> **Task to complete**:
Give back every line exactly as it appears, pictures excluded.
=-=-=
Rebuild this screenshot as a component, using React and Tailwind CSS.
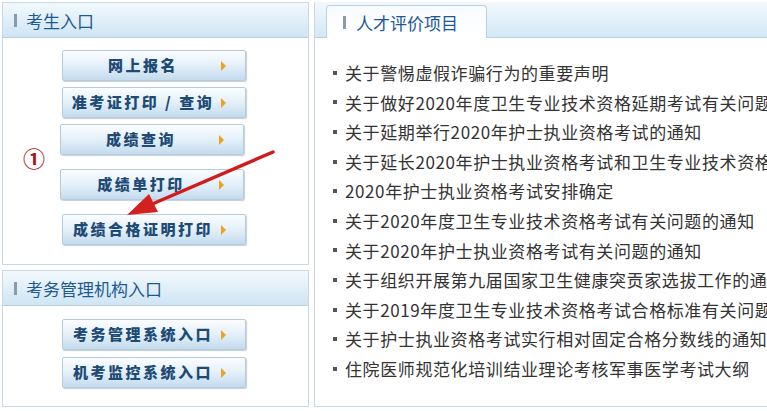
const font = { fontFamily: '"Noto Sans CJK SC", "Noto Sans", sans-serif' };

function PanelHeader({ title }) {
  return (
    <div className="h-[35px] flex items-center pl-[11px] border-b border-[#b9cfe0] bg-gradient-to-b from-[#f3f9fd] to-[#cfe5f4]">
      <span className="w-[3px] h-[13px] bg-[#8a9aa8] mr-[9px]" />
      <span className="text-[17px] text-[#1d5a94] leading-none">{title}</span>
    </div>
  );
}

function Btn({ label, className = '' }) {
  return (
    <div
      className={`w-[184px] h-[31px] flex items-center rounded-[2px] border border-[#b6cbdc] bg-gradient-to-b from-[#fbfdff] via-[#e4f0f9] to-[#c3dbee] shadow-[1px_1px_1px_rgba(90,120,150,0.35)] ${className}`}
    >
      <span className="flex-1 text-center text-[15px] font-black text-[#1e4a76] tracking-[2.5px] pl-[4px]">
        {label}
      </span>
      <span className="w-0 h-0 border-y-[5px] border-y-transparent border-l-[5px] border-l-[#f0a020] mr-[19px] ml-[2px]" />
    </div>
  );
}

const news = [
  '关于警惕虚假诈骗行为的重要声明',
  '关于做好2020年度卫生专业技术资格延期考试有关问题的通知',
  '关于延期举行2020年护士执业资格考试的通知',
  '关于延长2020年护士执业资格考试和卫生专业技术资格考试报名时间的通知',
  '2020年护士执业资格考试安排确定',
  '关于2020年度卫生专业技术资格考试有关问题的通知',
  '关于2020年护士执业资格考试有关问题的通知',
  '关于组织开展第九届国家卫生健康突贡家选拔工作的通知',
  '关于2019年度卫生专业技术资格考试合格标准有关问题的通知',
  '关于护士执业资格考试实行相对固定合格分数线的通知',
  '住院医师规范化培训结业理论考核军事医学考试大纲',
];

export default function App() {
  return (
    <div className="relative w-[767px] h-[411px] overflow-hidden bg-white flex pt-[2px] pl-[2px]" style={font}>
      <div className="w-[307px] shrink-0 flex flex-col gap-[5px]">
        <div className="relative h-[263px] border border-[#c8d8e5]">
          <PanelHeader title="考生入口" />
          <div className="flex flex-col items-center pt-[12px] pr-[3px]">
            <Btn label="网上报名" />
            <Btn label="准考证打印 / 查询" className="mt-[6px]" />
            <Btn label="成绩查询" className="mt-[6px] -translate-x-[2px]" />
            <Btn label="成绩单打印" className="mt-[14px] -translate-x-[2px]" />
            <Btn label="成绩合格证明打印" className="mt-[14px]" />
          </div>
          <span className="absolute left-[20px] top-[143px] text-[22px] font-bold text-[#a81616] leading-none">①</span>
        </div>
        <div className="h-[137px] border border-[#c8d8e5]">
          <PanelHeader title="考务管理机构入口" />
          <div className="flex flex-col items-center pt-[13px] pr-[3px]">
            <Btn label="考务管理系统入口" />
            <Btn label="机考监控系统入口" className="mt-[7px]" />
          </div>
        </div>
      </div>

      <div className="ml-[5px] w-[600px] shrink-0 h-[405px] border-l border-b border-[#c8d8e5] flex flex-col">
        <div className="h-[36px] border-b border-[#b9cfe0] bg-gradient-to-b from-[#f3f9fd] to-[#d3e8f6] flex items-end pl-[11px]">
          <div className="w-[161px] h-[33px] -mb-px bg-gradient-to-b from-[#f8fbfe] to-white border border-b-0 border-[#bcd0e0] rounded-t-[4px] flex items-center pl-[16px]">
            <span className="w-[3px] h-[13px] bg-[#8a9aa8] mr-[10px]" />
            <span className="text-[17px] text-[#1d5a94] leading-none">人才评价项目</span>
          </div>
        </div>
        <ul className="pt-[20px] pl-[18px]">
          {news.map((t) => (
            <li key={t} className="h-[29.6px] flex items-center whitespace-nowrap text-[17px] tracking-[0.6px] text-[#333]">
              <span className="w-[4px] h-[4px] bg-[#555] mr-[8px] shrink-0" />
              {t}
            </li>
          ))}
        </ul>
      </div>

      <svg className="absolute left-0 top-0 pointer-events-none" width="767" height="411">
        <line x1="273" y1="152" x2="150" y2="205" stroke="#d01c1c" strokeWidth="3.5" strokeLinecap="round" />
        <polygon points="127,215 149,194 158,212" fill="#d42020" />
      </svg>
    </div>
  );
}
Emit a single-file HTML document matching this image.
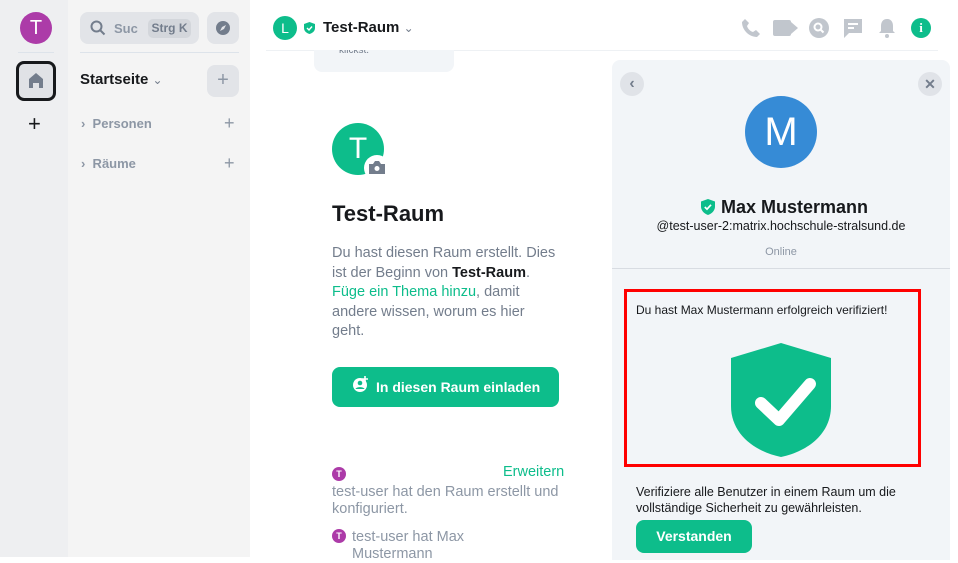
=-=-=
> **Full answer**:
Rebuild this screenshot as a component, using React and Tailwind CSS.
const font = { fontFamily: '"Noto Sans CJK SC", "Noto Sans", sans-serif' };

function PanelHeader({ title }) {
  return (
    <div className="h-[35px] flex items-center pl-[11px] border-b border-[#b9cfe0] bg-gradient-to-b from-[#f3f9fd] to-[#cfe5f4]">
      <span className="w-[3px] h-[13px] bg-[#8a9aa8] mr-[9px]" />
      <span className="text-[17px] text-[#1d5a94] leading-none">{title}</span>
    </div>
  );
}

function Btn({ label, className = '' }) {
  return (
    <div
      className={`w-[184px] h-[31px] flex items-center rounded-[2px] border border-[#b6cbdc] bg-gradient-to-b from-[#fbfdff] via-[#e4f0f9] to-[#c3dbee] shadow-[1px_1px_1px_rgba(90,120,150,0.35)] ${className}`}
    >
      <span className="flex-1 text-center text-[15px] font-black text-[#1e4a76] tracking-[2.5px] pl-[4px]">
        {label}
      </span>
      <span className="w-0 h-0 border-y-[5px] border-y-transparent border-l-[5px] border-l-[#f0a020] mr-[19px] ml-[2px]" />
    </div>
  );
}

const news = [
  '关于警惕虚假诈骗行为的重要声明',
  '关于做好2020年度卫生专业技术资格延期考试有关问题的通知',
  '关于延期举行2020年护士执业资格考试的通知',
  '关于延长2020年护士执业资格考试和卫生专业技术资格考试报名时间的通知',
  '2020年护士执业资格考试安排确定',
  '关于2020年度卫生专业技术资格考试有关问题的通知',
  '关于2020年护士执业资格考试有关问题的通知',
  '关于组织开展第九届国家卫生健康突贡家选拔工作的通知',
  '关于2019年度卫生专业技术资格考试合格标准有关问题的通知',
  '关于护士执业资格考试实行相对固定合格分数线的通知',
  '住院医师规范化培训结业理论考核军事医学考试大纲',
];

export default function App() {
  return (
    <div className="relative w-[767px] h-[411px] overflow-hidden bg-white flex pt-[2px] pl-[2px]" style={font}>
      <div className="w-[307px] shrink-0 flex flex-col gap-[5px]">
        <div className="relative h-[263px] border border-[#c8d8e5]">
          <PanelHeader title="考生入口" />
          <div className="flex flex-col items-center pt-[12px] pr-[3px]">
            <Btn label="网上报名" />
            <Btn label="准考证打印 / 查询" className="mt-[6px]" />
            <Btn label="成绩查询" className="mt-[6px] -translate-x-[2px]" />
            <Btn label="成绩单打印" className="mt-[14px] -translate-x-[2px]" />
            <Btn label="成绩合格证明打印" className="mt-[14px]" />
          </div>
          <span className="absolute left-[20px] top-[143px] text-[22px] font-bold text-[#a81616] leading-none">①</span>
        </div>
        <div className="h-[137px] border border-[#c8d8e5]">
          <PanelHeader title="考务管理机构入口" />
          <div className="flex flex-col items-center pt-[13px] pr-[3px]">
            <Btn label="考务管理系统入口" />
            <Btn label="机考监控系统入口" className="mt-[7px]" />
          </div>
        </div>
      </div>

      <div className="ml-[5px] w-[600px] shrink-0 h-[405px] border-l border-b border-[#c8d8e5] flex flex-col">
        <div className="h-[36px] border-b border-[#b9cfe0] bg-gradient-to-b from-[#f3f9fd] to-[#d3e8f6] flex items-end pl-[11px]">
          <div className="w-[161px] h-[33px] -mb-px bg-gradient-to-b from-[#f8fbfe] to-white border border-b-0 border-[#bcd0e0] rounded-t-[4px] flex items-center pl-[16px]">
            <span className="w-[3px] h-[13px] bg-[#8a9aa8] mr-[10px]" />
            <span className="text-[17px] text-[#1d5a94] leading-none">人才评价项目</span>
          </div>
        </div>
        <ul className="pt-[20px] pl-[18px]">
          {news.map((t) => (
            <li key={t} className="h-[29.6px] flex items-center whitespace-nowrap text-[17px] tracking-[0.6px] text-[#333]">
              <span className="w-[4px] h-[4px] bg-[#555] mr-[8px] shrink-0" />
              {t}
            </li>
          ))}
        </ul>
      </div>

      <svg className="absolute left-0 top-0 pointer-events-none" width="767" height="411">
        <line x1="273" y1="152" x2="150" y2="205" stroke="#d01c1c" strokeWidth="3.5" strokeLinecap="round" />
        <polygon points="127,215 149,194 158,212" fill="#d42020" />
      </svg>
    </div>
  );
}
Emit a single-file HTML document matching this image.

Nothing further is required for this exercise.